SHS graduates 305 seniors over two days
Published 9:32 pm Wednesday, June 3, 2020
By Stephen Faleski
Staff Writer
Rows upon rows of empty auditorium seats awaited Smithfield High School senior Devon Hubble as she walked across the graduation stage, diploma in hand, last Wednesday.
She had been allowed to bring up to four guests to witness her graduation in-person — having chosen her parents, sister and boyfriend — with the only others present being school division personnel and one Smithfield Times reporter. All wore face masks, except for Hubble, her guests and SHS Interim Principal Christopher Coleman, who stood properly distanced from Hubble behind a lectern.
Such is the reality for the SHS class of 2020, whose senior year has been marred by a global pandemic that, as of last week, had claimed the lives of 100,000 Americans according to the Associated Press. According to division spokeswoman Lynn Briggs, SHS’s graduation was spread over two days — Tuesday and Wednesday — with each student scheduled to walk across the stage at a specific time, thus ensuring that none came within six feet of any other students or their guests.
Each student was filmed as he or she walked across the stage. The division plans to combine resulting video clips into a YouTube video that will be released on June 13, the date SHS’s in-person graduation would have been held had the COVID-19 pandemic not occurred.
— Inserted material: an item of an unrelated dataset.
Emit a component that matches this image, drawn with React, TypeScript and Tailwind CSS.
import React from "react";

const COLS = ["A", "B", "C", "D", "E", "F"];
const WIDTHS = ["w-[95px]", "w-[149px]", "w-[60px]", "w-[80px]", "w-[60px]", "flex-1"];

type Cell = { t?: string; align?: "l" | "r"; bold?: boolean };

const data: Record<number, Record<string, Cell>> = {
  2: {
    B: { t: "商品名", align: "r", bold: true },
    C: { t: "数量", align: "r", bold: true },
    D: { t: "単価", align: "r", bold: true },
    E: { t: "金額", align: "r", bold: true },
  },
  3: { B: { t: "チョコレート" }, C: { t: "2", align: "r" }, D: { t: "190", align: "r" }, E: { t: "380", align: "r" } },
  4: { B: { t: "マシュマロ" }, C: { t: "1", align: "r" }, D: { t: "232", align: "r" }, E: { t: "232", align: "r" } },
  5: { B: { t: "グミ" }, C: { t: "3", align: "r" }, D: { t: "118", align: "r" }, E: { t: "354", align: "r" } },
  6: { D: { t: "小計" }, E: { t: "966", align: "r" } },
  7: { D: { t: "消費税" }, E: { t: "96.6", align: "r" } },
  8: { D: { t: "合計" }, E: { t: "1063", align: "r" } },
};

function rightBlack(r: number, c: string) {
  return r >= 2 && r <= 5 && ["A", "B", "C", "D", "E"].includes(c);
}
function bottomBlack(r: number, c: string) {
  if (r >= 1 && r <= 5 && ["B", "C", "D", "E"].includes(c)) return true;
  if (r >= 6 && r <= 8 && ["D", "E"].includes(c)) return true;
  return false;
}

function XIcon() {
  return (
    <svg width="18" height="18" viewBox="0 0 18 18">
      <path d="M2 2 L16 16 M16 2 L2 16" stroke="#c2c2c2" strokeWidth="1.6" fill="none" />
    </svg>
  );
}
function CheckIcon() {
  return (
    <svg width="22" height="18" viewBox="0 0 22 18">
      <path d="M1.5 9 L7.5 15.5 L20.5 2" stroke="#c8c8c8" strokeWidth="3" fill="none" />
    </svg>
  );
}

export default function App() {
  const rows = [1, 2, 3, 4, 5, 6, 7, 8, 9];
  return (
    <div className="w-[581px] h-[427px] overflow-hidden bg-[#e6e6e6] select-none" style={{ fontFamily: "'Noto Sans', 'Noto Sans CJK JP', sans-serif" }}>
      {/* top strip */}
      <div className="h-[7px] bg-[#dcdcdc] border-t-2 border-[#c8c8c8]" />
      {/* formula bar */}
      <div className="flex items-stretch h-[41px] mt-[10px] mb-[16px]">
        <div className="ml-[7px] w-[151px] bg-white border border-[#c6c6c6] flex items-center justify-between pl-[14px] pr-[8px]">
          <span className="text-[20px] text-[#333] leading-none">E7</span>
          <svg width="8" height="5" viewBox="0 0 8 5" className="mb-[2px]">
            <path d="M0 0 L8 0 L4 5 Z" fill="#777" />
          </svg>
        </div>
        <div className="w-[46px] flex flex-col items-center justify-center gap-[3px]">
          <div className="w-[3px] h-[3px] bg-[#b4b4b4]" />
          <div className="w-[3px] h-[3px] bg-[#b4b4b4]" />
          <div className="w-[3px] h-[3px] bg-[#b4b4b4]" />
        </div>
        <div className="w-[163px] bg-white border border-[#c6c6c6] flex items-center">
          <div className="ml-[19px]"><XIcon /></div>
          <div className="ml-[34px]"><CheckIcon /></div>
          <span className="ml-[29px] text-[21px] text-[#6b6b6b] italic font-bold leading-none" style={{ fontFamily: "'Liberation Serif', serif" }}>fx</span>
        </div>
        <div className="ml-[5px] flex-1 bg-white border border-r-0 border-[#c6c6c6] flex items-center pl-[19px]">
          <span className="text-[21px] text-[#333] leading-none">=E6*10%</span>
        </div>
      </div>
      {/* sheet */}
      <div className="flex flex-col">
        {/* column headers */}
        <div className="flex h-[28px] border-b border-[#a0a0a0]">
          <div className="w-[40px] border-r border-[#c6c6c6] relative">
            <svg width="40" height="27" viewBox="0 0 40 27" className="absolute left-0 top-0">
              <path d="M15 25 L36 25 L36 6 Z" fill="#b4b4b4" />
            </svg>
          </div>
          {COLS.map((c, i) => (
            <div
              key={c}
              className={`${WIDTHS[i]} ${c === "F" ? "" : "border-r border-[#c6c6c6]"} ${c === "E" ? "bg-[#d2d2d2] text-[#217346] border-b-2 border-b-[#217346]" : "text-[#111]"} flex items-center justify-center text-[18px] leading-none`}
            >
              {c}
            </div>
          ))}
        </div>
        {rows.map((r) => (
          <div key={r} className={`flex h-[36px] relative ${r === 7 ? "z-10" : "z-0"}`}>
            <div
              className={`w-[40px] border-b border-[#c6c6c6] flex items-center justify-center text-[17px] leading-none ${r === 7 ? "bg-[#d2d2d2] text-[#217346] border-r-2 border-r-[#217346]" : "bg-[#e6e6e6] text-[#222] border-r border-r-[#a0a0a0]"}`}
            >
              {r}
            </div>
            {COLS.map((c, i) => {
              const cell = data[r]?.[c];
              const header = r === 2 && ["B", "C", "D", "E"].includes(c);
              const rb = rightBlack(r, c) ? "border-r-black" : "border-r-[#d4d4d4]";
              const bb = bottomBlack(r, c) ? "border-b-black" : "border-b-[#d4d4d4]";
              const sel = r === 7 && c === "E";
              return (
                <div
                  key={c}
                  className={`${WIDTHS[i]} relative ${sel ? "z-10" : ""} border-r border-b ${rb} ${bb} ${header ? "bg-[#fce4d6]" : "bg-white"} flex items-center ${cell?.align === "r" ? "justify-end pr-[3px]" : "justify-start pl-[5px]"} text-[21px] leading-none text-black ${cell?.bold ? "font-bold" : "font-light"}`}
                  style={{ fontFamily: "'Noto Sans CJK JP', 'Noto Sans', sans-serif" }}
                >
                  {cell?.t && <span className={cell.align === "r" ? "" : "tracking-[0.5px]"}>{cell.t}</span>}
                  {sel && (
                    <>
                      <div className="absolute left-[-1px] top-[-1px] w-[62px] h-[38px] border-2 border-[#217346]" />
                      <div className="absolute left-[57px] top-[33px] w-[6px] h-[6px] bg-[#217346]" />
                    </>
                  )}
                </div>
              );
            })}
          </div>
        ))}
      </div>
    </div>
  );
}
Each graduate will also receive a jump drive with a copy of the video.
Hubble is still hoping for a more typical graduation ceremony later this year, though, as is her classmate Devin Strother, who, earlier this school year, had obtained more than 2,000 signatures on a petition to keep SHS’s graduation outdoors on the school’s football field. Prior to the pandemic, the school division had planned to relocate the event inside the SHS gymnasium, stating that heat and bad weather had been issues in past years with the outdoor setting.
“I expected not to have a graduation at all, so I guess this is the next best solution given the situation,” Strother said. “It does make me feel like the petition I did was for nothing … I know this obviously wasn’t their master plan, but I can’t help a small part of me feels that way.”
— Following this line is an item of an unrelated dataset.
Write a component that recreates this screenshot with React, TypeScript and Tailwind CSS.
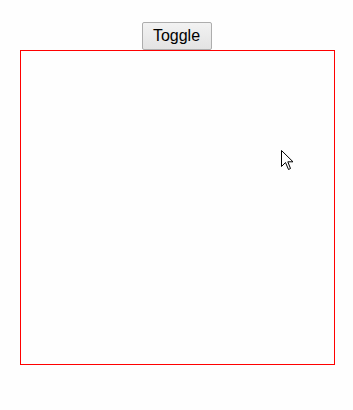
import React, { useState } from 'react';

function Cursor() {
  return (
    <svg className="absolute left-[260px] top-[99px]" width="13" height="21" viewBox="0 0 13 21" fill="none">
      <path d="M0.5 0.5 L0.5 16.5 L4.5 12.5 L7.5 19.5 L9.5 18.5 L6.8 11.8 L12 11.8 Z" fill="#fff" stroke="#000" strokeWidth="1" strokeLinejoin="miter" />
    </svg>
  );
}

export default function App() {
  const [shown, setShown] = useState(true);

  return (
    <div className="flex h-[410px] w-full flex-col items-center bg-[#fefefe] pt-[22px] font-['Liberation_Sans',Arial,sans-serif]">
      <button
        type="button"
        onClick={() => setShown(!shown)}
        className="h-[28px] w-[70px] rounded-[2px] border border-[#adadad] bg-gradient-to-b from-[#f2f2f2] to-[#e3e3e3] text-[16px] leading-none text-black"
      >
        Toggle
      </button>
      <div className="relative ml-[20px] h-[315px] w-[315px] self-start border border-[#ff0000]">
        {shown ? <Cursor /> : null}
      </div>
    </div>
  );
}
While Hubble said she felt each student being allowed four in-person guests was adequate, Strother said that had COVID-19 not happened, four wouldn’t have been nearly enough, as most of her family lives out of state. Four, however, was enough to accommodate her immediate family and one of her cousins who happened to be in town last week, Strother said.
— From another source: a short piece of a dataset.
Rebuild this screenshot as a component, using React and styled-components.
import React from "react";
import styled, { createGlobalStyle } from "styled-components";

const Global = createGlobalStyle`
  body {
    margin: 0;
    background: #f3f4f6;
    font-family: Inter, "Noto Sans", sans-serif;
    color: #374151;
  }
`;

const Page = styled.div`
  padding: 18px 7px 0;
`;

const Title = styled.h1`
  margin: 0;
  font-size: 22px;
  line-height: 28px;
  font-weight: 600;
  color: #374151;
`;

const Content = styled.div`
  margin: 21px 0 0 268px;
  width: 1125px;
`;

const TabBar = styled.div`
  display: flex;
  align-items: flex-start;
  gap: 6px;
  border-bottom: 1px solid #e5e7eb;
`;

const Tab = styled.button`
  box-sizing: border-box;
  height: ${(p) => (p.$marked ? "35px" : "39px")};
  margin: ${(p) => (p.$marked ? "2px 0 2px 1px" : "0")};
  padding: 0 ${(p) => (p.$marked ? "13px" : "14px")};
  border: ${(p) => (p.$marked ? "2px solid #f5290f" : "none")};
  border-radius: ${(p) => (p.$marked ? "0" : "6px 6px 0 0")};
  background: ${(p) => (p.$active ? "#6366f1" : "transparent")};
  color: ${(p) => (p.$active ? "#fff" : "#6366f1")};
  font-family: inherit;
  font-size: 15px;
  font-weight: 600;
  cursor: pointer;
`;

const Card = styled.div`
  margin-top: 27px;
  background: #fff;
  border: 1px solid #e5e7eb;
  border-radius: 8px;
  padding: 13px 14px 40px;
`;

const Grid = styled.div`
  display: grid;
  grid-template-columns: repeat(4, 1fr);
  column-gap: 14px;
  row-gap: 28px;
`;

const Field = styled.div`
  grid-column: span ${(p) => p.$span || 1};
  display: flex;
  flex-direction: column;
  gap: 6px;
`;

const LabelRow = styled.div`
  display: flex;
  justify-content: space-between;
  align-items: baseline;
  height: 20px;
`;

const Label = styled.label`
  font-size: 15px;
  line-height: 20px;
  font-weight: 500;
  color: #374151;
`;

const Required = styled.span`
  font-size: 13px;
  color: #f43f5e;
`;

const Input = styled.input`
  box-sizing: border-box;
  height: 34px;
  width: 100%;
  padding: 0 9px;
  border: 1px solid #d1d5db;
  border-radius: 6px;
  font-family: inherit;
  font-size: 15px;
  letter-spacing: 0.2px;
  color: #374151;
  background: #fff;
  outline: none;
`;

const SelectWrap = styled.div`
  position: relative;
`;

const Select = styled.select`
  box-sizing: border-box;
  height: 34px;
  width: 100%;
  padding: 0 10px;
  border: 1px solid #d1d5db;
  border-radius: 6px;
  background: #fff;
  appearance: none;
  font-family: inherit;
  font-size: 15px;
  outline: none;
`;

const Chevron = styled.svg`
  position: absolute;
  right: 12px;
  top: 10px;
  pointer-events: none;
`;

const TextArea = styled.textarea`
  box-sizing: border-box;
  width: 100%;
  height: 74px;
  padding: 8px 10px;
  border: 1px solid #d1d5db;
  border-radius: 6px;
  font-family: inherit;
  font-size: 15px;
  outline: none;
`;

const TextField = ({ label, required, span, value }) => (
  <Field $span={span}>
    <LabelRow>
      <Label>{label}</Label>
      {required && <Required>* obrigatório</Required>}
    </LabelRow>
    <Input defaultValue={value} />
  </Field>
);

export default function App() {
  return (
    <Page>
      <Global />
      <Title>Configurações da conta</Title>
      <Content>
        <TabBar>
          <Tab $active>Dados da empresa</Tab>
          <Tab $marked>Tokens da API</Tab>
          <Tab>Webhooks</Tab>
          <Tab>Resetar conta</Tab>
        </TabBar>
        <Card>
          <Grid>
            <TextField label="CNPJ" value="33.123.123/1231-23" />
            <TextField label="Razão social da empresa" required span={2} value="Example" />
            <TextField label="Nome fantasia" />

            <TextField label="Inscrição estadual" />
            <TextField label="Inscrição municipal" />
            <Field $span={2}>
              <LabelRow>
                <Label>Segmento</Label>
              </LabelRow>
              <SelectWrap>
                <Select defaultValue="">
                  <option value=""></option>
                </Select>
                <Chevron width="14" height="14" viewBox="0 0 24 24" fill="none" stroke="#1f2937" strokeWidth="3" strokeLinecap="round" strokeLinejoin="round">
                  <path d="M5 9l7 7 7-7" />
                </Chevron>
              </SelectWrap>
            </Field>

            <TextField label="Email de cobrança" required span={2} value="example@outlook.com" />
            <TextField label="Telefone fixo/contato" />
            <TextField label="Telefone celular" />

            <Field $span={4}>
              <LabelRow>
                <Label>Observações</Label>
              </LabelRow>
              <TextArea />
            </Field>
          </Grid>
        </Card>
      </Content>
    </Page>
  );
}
A traditional graduation ceremony wasn’t the only thing SHS’s 305 graduates ended up doing without this year. Prom, a senior class trip and even a chance to stage a senior prank on the final day of school all had to be canceled due to the COVID-19 pandemic.
“Suddenly, school just ended,” Strother said. “We weren’t able to say goodbye to teachers or friends that we’ve known most all of high school. Working 12 years for a small ceremony to just be put on YouTube is like a slap in the face.”
If a later graduation ceremony doesn’t happen, Strother said the Isle of Wight County School Board should expect another petition. “If not from me, then someone else,” she said.
The division hasn’t ruled out the possibility of a more traditional ceremony later in the year.
“We haven’t said, ‘This is it, nothing else,’” Briggs said.